MS TUCKER (6.52): I think Mr Kaine has raised some important points. It really has to be understood that if people go on these boards they are not there as advocates at all. This is about expertise in a certain area. You say it is impossible - - -
Mr Kaine: Human nature is human nature, Ms Tucker.
MS TUCKER: Okay, but I have a more positive view of human nature. I think the way that Mr Berry's amendment is put, selection is fairly broad; but I do support your concerns in that I believe that what this is about is expertise, not advocacy. If people are on those boards and are on those boards as advocates, I agree, obviously, that the result will not be a good one. I do not understand why it is so difficult to have that understanding shared by everyone because it seems commonsense; if you are on a board of management as a member of that board of management you have responsibilities to see that that board does its job well. You are there because you have expertise in a certain area which will make sure that the discussion is broad within those terms of efficient management.

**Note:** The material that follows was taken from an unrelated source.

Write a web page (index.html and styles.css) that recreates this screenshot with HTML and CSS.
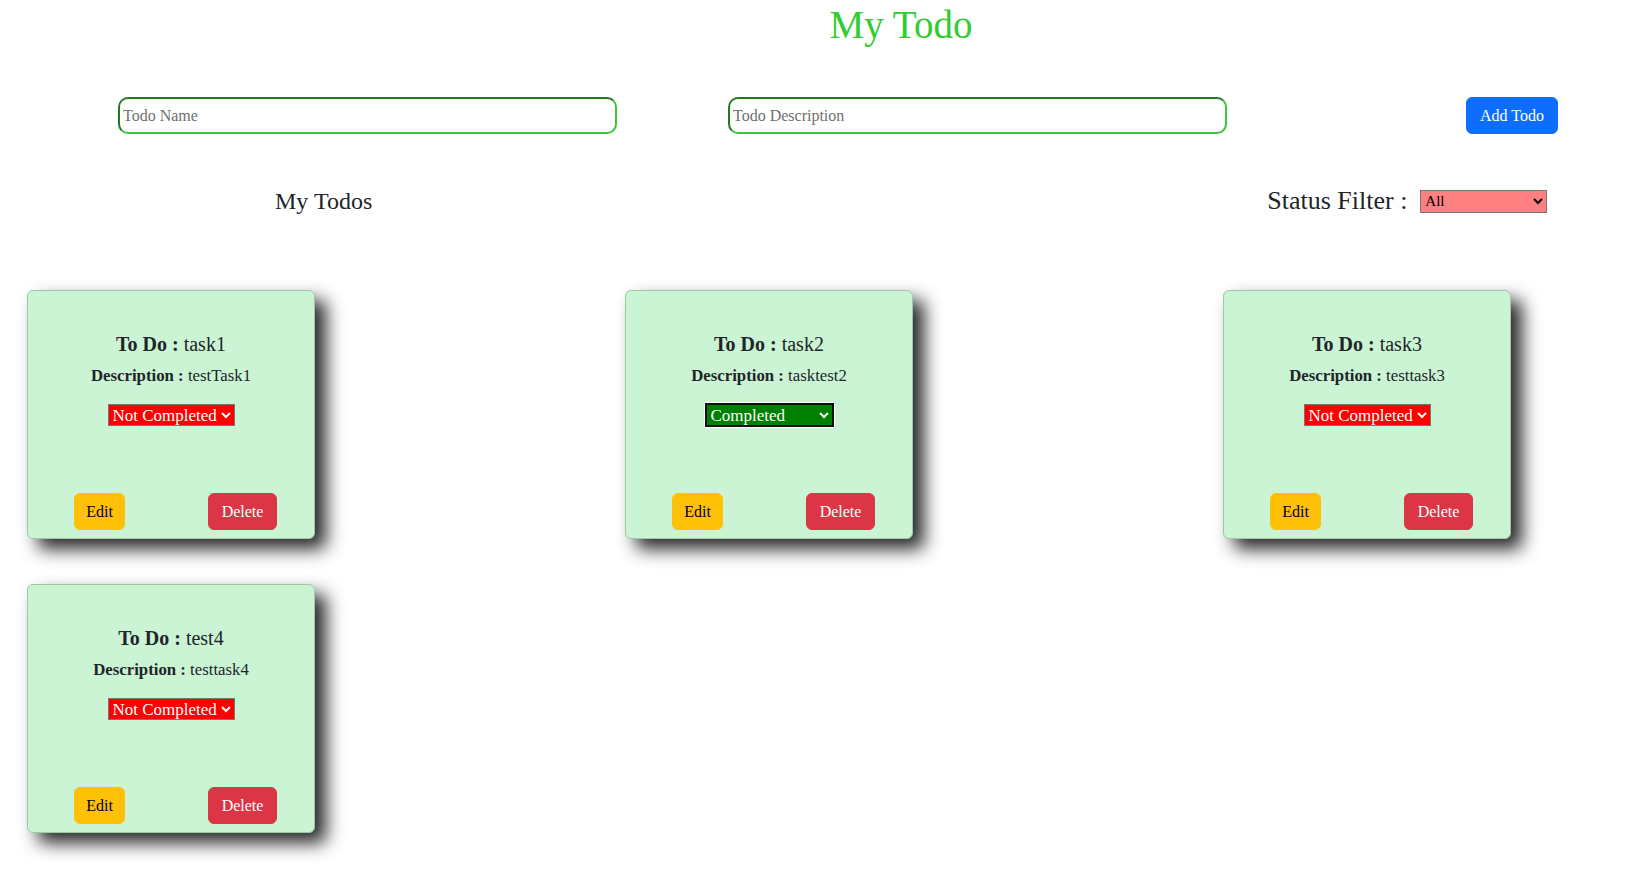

Mr Humphries has said, "Yes, but we always have those sorts of interests on our boards". That may well be the case, and that is a good thing that this Government is doing; but you are setting up two statutory authorities and a board which may well be in place for some time into the future. This sort of model may continue and there is no guarantee what future governments might choose to do in terms of whom they put on the boards. That is why I support Mr Berry's amendment. I think it needs to be enshrined in this Bill that there has to be a recognition that a board has to comprise more than just financial managers. You have to have expertise in the areas that are obviously very critical and crucial to quality delivery of service in whatever area that board is operating. I hope that it will be a successful initiative, and I do believe that it is possible to have these representational people there without them acting as advocates on that board.